By Joe Rodriguez
jrodriguez@mercurynews.com
When Grace Hwang Lynch fills out the census questionnaire that arrived at her San Jose home recently, she will think back to how her father greeted a census taker 30 years ago and follow his lead: She will ignore the box marked Chinese, and carefully write in “Taiwanese.”
“He felt that strongly about his Taiwanese identity,” Hwang said, “and he’s told every census since then that he’s Taiwanese.”
Hwang is joining a growing Taiwanese-American movement that is using the power of the Internet to increase its census count, a result that could benefit her community — but has already irritated mainland China.
The effort is more than just political statement. While there is no Taiwanese box for them to mark, people who write the word on their form are counted as Taiwanese, just as the U.S. government would count Vietnamese, Japanese and other Asian groups.
“It’s a way of telling our government how many of us are in the United States,” said, Hwang Lynch, a freelance writer whose American husband is white.
However, the Chinese government, which claims Taiwan as part of the People’s Republic of China, is troubled by the movement.
“We are concerned that some organizations are encouraging people being counted as ‘Taiwanese’ instead of ‘Chinese,'” Yunliang Zhou, spokesman for the Chinese consulate in San Francisco, said in an e-mail to the Mercury News. “Our position is quite clear and consistent. Taiwan is an integral part of China. The Chinese people living on both the mainland and the island share a same language and a common cultural heritage, which can never be denied.”
There have been previous Taiwanese write-in efforts. But the campaign this year has a powerful and inexpensive tool it didn’t have for previous census efforts — social media on the Internet. A video on YouTube pushing the write-in campaign has had more than 150,000 hits. Separate campaigns on Facebook, Twitter and smaller sites seem to be catching on, too.
Of course, the greatest success would be to get a separate box on the census questionnaire. But while many American racial and ethnic groups, including Taiwanese, have lobbied the U.S. Census Bureau for decades for their own check boxes, relatively few get one.

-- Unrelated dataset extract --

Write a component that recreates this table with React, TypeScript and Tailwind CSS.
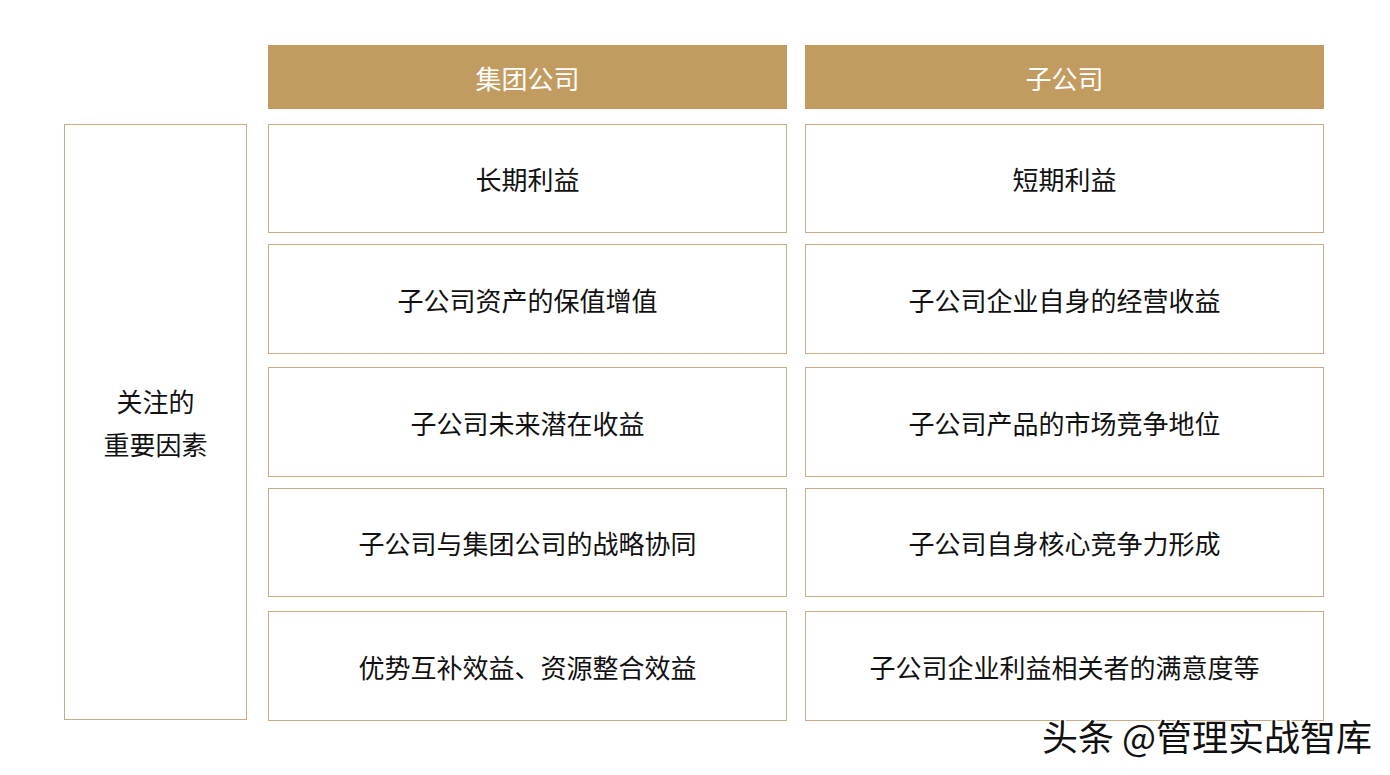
import React from 'react';

const rows: { left: string; right: string; h: string; mt: string }[] = [
  { left: '长期利益', right: '短期利益', h: 'h-[109px]', mt: 'mt-[15px]' },
  { left: '子公司资产的保值增值', right: '子公司企业自身的经营收益', h: 'h-[110px]', mt: 'mt-[11px]' },
  { left: '子公司未来潜在收益', right: '子公司产品的市场竞争地位', h: 'h-[110px]', mt: 'mt-[13px]' },
  { left: '子公司与集团公司的战略协同', right: '子公司自身核心竞争力形成', h: 'h-[109px]', mt: 'mt-[11px]' },
  { left: '优势互补效益、资源整合效益', right: '子公司企业利益相关者的满意度等', h: 'h-[110px]', mt: 'mt-[14px]' },
];

const font = { fontFamily: '"Microsoft YaHei", "Noto Sans CJK SC", sans-serif' };

const Cell: React.FC<{ text: string; className?: string }> = ({ text, className = '' }) => (
  <div
    className={`flex items-center justify-center border border-[#c6ab86] bg-white text-[26px] text-[#111] ${className}`}
  >
    {text}
  </div>
);

const App: React.FC = () => {
  return (
    <div className="relative h-[775px] w-[1390px] overflow-hidden bg-white" style={font}>
      <div className="flex pl-[64px] pt-[45px]">
        {/* left label column */}
        <div className="mt-[79px] mr-[21px] flex h-[596px] w-[183px] flex-col items-center justify-center border border-[#c6ab86] text-[26px] leading-[43px] text-[#111]">
          <span>关注的</span>
          <span>重要因素</span>
        </div>

        <div className="flex flex-col">
          <div className="flex gap-[18px]">
            <div className="flex h-[64px] w-[519px] items-center justify-center bg-[#c29b61] text-[26px] text-white">
              集团公司
            </div>
            <div className="flex h-[64px] w-[519px] items-center justify-center bg-[#c29b61] text-[26px] text-white">
              子公司
            </div>
          </div>

          {rows.map((r, i) => (
            <div key={i} className={`flex gap-[18px] ${r.mt}`}>
              <Cell text={r.left} className={`w-[519px] ${r.h}`} />
              <Cell text={r.right} className={`w-[519px] ${r.h}`} />
            </div>
          ))}
        </div>
      </div>

      {/* watermark */}
      <div
        className="absolute left-[1042px] top-[712px] whitespace-nowrap text-[36px] leading-[46px] text-[#111]"
        style={{ textShadow: '1px 1px 0 #fff, -1px -1px 0 #fff, 2px 0 0 #fff' }}
      >
        头条 @管理实战智库
      </div>
    </div>
  );
};

export default App;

For example, this year’s forms have 13 distinct check boxes for a person’s race. There are boxes for whites and blacks, and even for groups based on national origin, such as Chinese, Korean and Samoan.
There also is a box for other Asians and space for writing in national or ethnic groups.
The Taiwanese American Citizens League, a nonprofit organization leading the campaign, insists that previous censuses missed more than half of its community in the country. The 2000 census counted 145,000 Taiwanese and Taiwanese-Americans who wrote the identifying term into their questionnaires.
“It was a huge undercount,” said Naomi Hsu, the organization’s census coordinator for Northern California. The group estimates the national population “conservatively at about 800,000.
The main reason for the undercount, Hsu said, was that Taiwanese-Americans didn’t know they had a choice to write in on census forms. Since most immigrants from Taiwan are of Chinese heritage, they selected the Chinese box because it was the closest term, at least culturally.
“I just marked the next best option by default,” Taiwanese-American film actor Adam Wang said in a TACL news release.
Hsu is confident an accurate count would give Taiwanese-Americans the large numbers needed to persuade Washington and the United Nations to recognize Taiwan’s sovereignty. Here at home, she said, a higher count would mean more public services based on census results for Taiwanese communities, including election ballots printed in the traditional Chinese writing that older Taiwanese favor.